Quem diz que Curitiba não tem tradição carnavalesca nunca esteve nos ensaios das escolas de samba. Há um mundo que gira em torno do reinado de momo e das evoluções das agremiações, que passam o ano se preparando para o desfile do sábado de carnaval (este ano, dia 14), na Avenida Marechal Deodoro, no centro da cidade.
São 60 minutos entre a concentração e o final do desfile. Um tempo curto, que acelera a adrenalina de centenas de pessoas, ávidas para mostrar tudo o que foi planejado, construído, bordado e sonhado nos 11 meses anteriores. “É a realização de um sonho”, diz Fernanda Ramos, da Realeza, a primeira Rainha de Bateria transexual da história do samba de Curitiba.
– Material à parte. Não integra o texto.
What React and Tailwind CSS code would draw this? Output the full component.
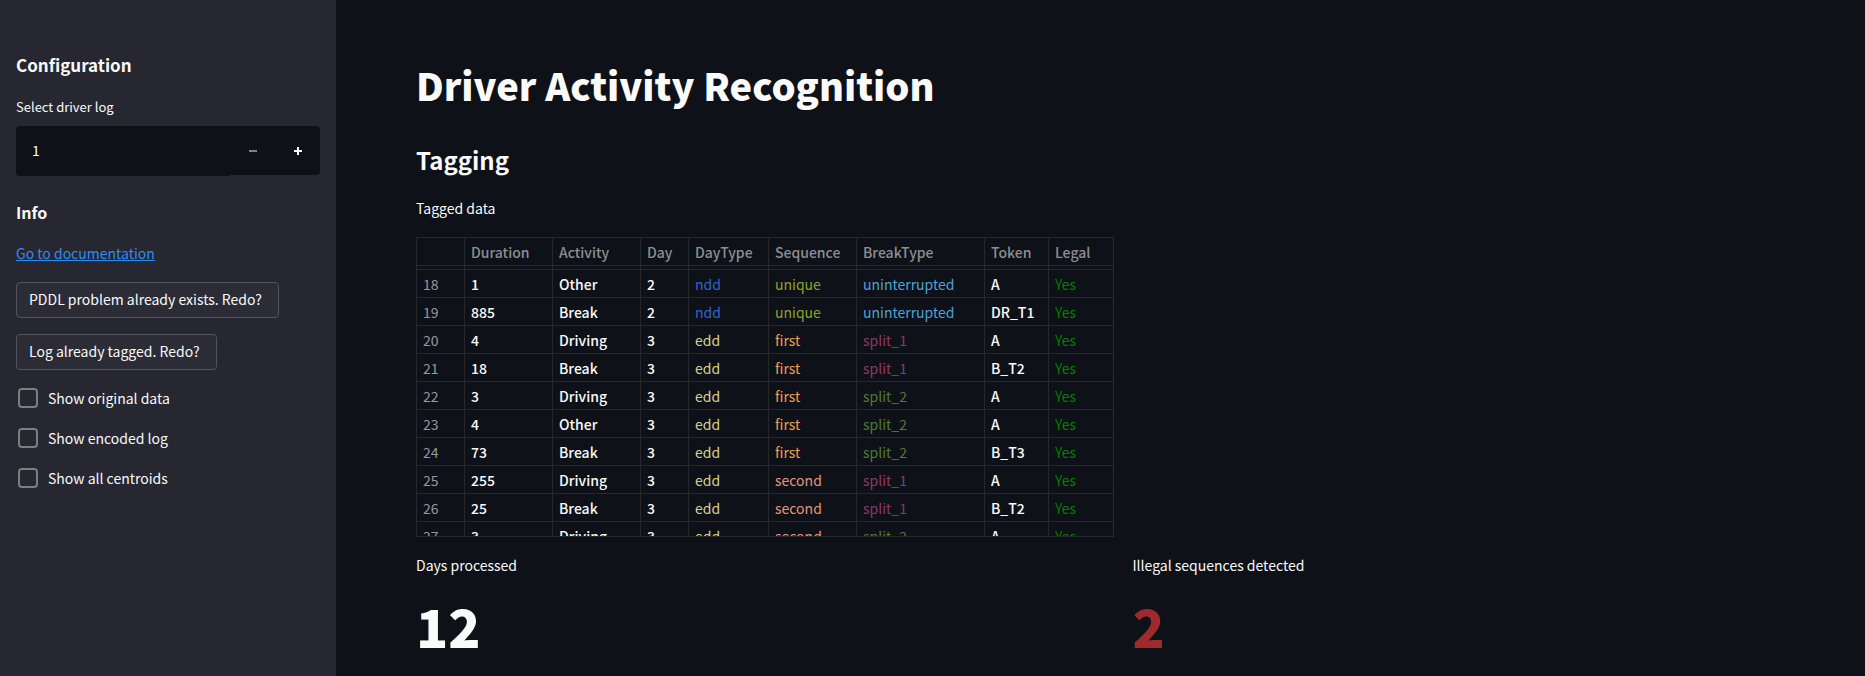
import { useState } from "react";

const COLUMNS = [
  { name: "", width: "w-12" },
  { name: "Duration", width: "w-[88px]" },
  { name: "Activity", width: "w-[88px]" },
  { name: "Day", width: "w-12" },
  { name: "DayType", width: "w-20" },
  { name: "Sequence", width: "w-[88px]" },
  { name: "BreakType", width: "w-32" },
  { name: "Token", width: "w-16" },
  { name: "Legal", width: "w-16" },
];

const ROWS = [
  [18, 1, "Other", 2, "ndd", "unique", "uninterrupted", "A", "Yes"],
  [19, 885, "Break", 2, "ndd", "unique", "uninterrupted", "DR_T1", "Yes"],
  [20, 4, "Driving", 3, "edd", "first", "split_1", "A", "Yes"],
  [21, 18, "Break", 3, "edd", "first", "split_1", "B_T2", "Yes"],
  [22, 3, "Driving", 3, "edd", "first", "split_2", "A", "Yes"],
  [23, 4, "Other", 3, "edd", "first", "split_2", "A", "Yes"],
  [24, 73, "Break", 3, "edd", "first", "split_2", "B_T3", "Yes"],
  [25, 255, "Driving", 3, "edd", "second", "split_1", "A", "Yes"],
  [26, 25, "Break", 3, "edd", "second", "split_1", "B_T2", "Yes"],
  [27, 3, "Driving", 3, "edd", "second", "split_2", "A", "Yes"],
];

const TAG_COLORS = {
  ndd: "text-[#2f66d0]",
  edd: "text-[#d9d08f]",
  unique: "text-[#8ba32b]",
  first: "text-[#f0a04b]",
  second: "text-[#e9967a]",
  uninterrupted: "text-[#4ba3d8]",
  split_1: "text-[#8b3a6b]",
  split_2: "text-[#4f7a35]",
  Yes: "text-[#008000]",
};

function cellStyle(value, column) {
  if (column === 0) return "text-[#97989c]";
  return TAG_COLORS[value] || "font-medium text-[#fafafa]";
}

function TaggedTable() {
  return (
    <div className="h-[300px] w-fit overflow-hidden border border-[#26282c]">
      <table className="w-[696px] table-fixed border-separate border-spacing-0 text-left text-[14px] leading-5">
        <thead>
          <tr>
            {COLUMNS.map((c) => (
              <th
                key={c.name}
                scope="col"
                className={`${c.width} h-7 border-r border-b border-[#26282c] p-0 pl-1.5 font-medium text-[#8c8e92] last:border-r-0`}
              >
                {c.name}
              </th>
            ))}
          </tr>
        </thead>
        <tbody>
          <tr aria-hidden="true">
            {COLUMNS.map((c) => (
              <td
                key={c.name}
                className="h-1 border-r border-b border-[#26282c] p-0 last:border-r-0"
              />
            ))}
          </tr>
          {ROWS.map((row) => (
            <tr key={row[0]}>
              {row.map((value, i) => (
                <td
                  key={i}
                  className={`h-7 border-r border-b border-[#26282c] p-0 pl-1.5 last:border-r-0 ${cellStyle(value, i)}`}
                >
                  {value}
                </td>
              ))}
            </tr>
          ))}
        </tbody>
      </table>
    </div>
  );
}

function ActionButton({ children }) {
  return (
    <button
      type="button"
      className="h-9 rounded border border-[#52535b] bg-[#2b2c36] pr-4 pb-0.5 pl-3 text-[14px] leading-6"
    >
      {children}
    </button>
  );
}

function Check({ id, label }) {
  return (
    <div className="flex h-6 items-center gap-2.5 pl-0.5">
      <input
        id={id}
        type="checkbox"
        className="size-5 appearance-none rounded border-2 border-[#7d7e84] checked:bg-[#ff4b4b]"
      />
      <label htmlFor={id} className="text-[14px] leading-6">
        {label}
      </label>
    </div>
  );
}

function Sidebar() {
  const [log, setLog] = useState(1);
  return (
    <aside className="w-84 shrink-0 bg-[#262730] px-4 pt-[51px]">
      <h2 className="text-[17px] leading-7 font-bold">Configuration</h2>
      <label htmlFor="driver-log" className="mt-4 block text-[13px] leading-6">
        Select driver log
      </label>
      <div className="mt-[7px] flex items-start">
        <input
          id="driver-log"
          type="text"
          inputMode="numeric"
          value={log}
          onChange={(e) => setLog(Number(e.target.value) || 1)}
          className="h-[50px] min-w-0 flex-1 rounded-l bg-[#0e1117] px-4 pb-0.5 text-[14px] outline-none"
        />
        <div className="flex h-[49px] rounded-r bg-[#0e1117]">
          <button
            type="button"
            aria-label="Decrease"
            onClick={() => setLog(Math.max(1, log - 1))}
            className="flex w-[45px] items-center justify-center text-[#7f8190]"
          >
            <svg viewBox="0 0 8 8" className="size-2" fill="currentColor">
              <path d="M0 3h8v2H0z" />
            </svg>
          </button>
          <button
            type="button"
            aria-label="Increase"
            onClick={() => setLog(log + 1)}
            className="flex w-[45px] items-center justify-center"
          >
            <svg viewBox="0 0 8 8" className="size-2" fill="currentColor">
              <path d="M3 0h2v3h3v2H5v3H3V5H0V3h3z" />
            </svg>
          </button>
        </div>
      </div>
      <h3 className="mt-6 text-[16px] leading-6 font-bold">Info</h3>
      <a
        href="#documentation"
        className="mt-[17px] block w-fit text-[14px] leading-6 text-[#2e8df5] underline"
      >
        Go to documentation
      </a>
      <div className="mt-[17px] flex flex-col items-start gap-4">
        <ActionButton>PDDL problem already exists. Redo?</ActionButton>
        <ActionButton>Log already tagged. Redo?</ActionButton>
        <div className="flex flex-col gap-4">
          <Check id="original" label="Show original data" />
          <Check id="encoded" label="Show encoded log" />
          <Check id="centroids" label="Show all centroids" />
        </div>
      </div>
    </aside>
  );
}

function Metric({ label, value, tone }) {
  return (
    <section>
      <p className="text-[14px] leading-6">{label}</p>
      <p className={`mt-3.5 text-[53px] leading-[68px] font-black ${tone}`}>{value}</p>
    </section>
  );
}

export default function App() {
  return (
    <div className="flex min-h-screen bg-[#0e1117] font-['Noto_Sans_CJK_SC',sans-serif] text-[#fafafa]">
      <Sidebar />
      <main className="min-w-0 flex-1 px-20 pt-[59px]">
        <h1 className="text-[38px] leading-[52px] font-black">Driver Activity Recognition</h1>
        <h2 className="mt-[33px] text-[24px] leading-8 font-bold">Tagging</h2>
        <p className="mt-5 text-[14px] leading-6">Tagged data</p>
        <div className="mt-[17px]">
          <TaggedTable />
        </div>
        <div className="mt-4 grid grid-cols-2 gap-16">
          <Metric label="Days processed" value="12" tone="text-[#fafafa]" />
          <Metric label="Illegal sequences detected" value="2" tone="text-[#9f2a2b]" />
        </div>
      </main>
    </div>
  );
}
Aos 27 anos, formada em design de moda e com pós graduação em Comércio Exterior e Linguística, Fernanda desfila elegância no Grêmio Recreativo Cultural Escola de Samba Acadêmicos da Realeza.
Elegância que pode ser conferida também na bateria, que imprime um ritmo forte sob o comando de mestre Márcio Brinco. “São 16 anos de Realeza e 33 no carnaval”, diz o comandante, que sabe como tirar o melhor de cada um dos 76 ritmistas. “O que me enche os olhos de satisfação é a nota 10”, afirma, com a experiência de quem sabe o que faz. Ele mantém entre os componentes na bateria três filhos, três irmãos e quatro sobrinhos para perpetuar o gosto pelo samba. “Carnaval é tudo. Faz parte da família”, diz o mestre.
Jú de Paula é a intérprete oficial do samba enredo da Realeza. Sabe que a emoção e o amor ajudam a levantar a plateia e promover a alegria e animação dos mais de 500 integrantes da escola, durante o desfile. “Estão todos atentos à minha voz. Por isso minha energia transpassa o samba enredo. É amor às cores da escola e ao pavilhão”, diz ela.
O tema da Realeza para 2015 é a “História de Curitiba pelas mãos de Fernando Guimarães”. Pai Fernando de Ogum, como era mais conhecido o advogado e cartorário curitibano, morto em 2012, fundou o Terreiro Pai Maneco, que pratica a Umbanda Pés no Chão, sem misticismos, somente com a obediência aos espíritos, o respeito à natureza e ao livre arbítrio. “Esta homenagem representa para nós, do terreiro, uma grande emoção, pois demonstra o trabalho de amor e caridade realizado por Pai Fernando”, diz a mãe de santo Denise Zanchetta, do Terreiro Pai Maneco.
Criatividade
Os integrantes de cada escola se empenham na preparação para o desfile e na superação das dificuldades que muitas vezes enfrentam para colocar o enredo na avenida. “Usamos a criatividade para melhorar o efeito dos materiais menos nobres nos figurinos” conta o carnavalesco Felipe Guerra, 32 anos, quatro de carnaval e arquiteto durante o resto do ano. “As fantasias da Realeza estão sendo montadas em papelão”, diz ele, afirmando que a beleza está em explorar tecidos e colocar toda a emoção em cada peça.
Fantasias são levadas por foliões e passistas, símbolo da alegria que envolve o Carnaval e potencializa o significado do samba. Antigamente conhecidas como cabrochas, as passistas são escolhidas pela comunidade ou em concursos abertos ao público. “Basta ter carisma, samba no pé, desenvoltura. Ou seja, a graça. Aqui a gente ensina como ter autoestima, postura corporal e usar a maquiagem” explica Sérgio Maker, diretor das passistas.
É desta ala que saem muitas meninas que mais tarde integrarão a corte como princesas e rainhas. Incontáveis são aquelas que viram cidadãs dosamba. Como Joice Kelly dos Santos, 29 anos, três filhos, técnica de enfermagem e Rainha da Escola. “Tive que trocar meu plantão no hospital para ir para a avenida no sábado de carnaval. Mas sempre tem quem ajude. Meus amigos que não estão no plantão já confirmaram que vão me aplaudir. Afinal, é meu primeiro ano de destaque. Estou feliz e ansiosa, fazendo tudo certinho para ver minha escola ser campeã”, diz.
A Realeza sai na avenida no sábado (14), à 1h30 da manhã.
Carnaval 2015
O texto sobre a Realeza é o primeiro de uma série que o portal da Prefeitura publica a partir de hoje sobre as escolas de samba do Grupo A do Carnaval de 2015: Leões da Mocidade, Mocidade Azul, Imperatriz da Mocidade e Embaixadores da Alegria.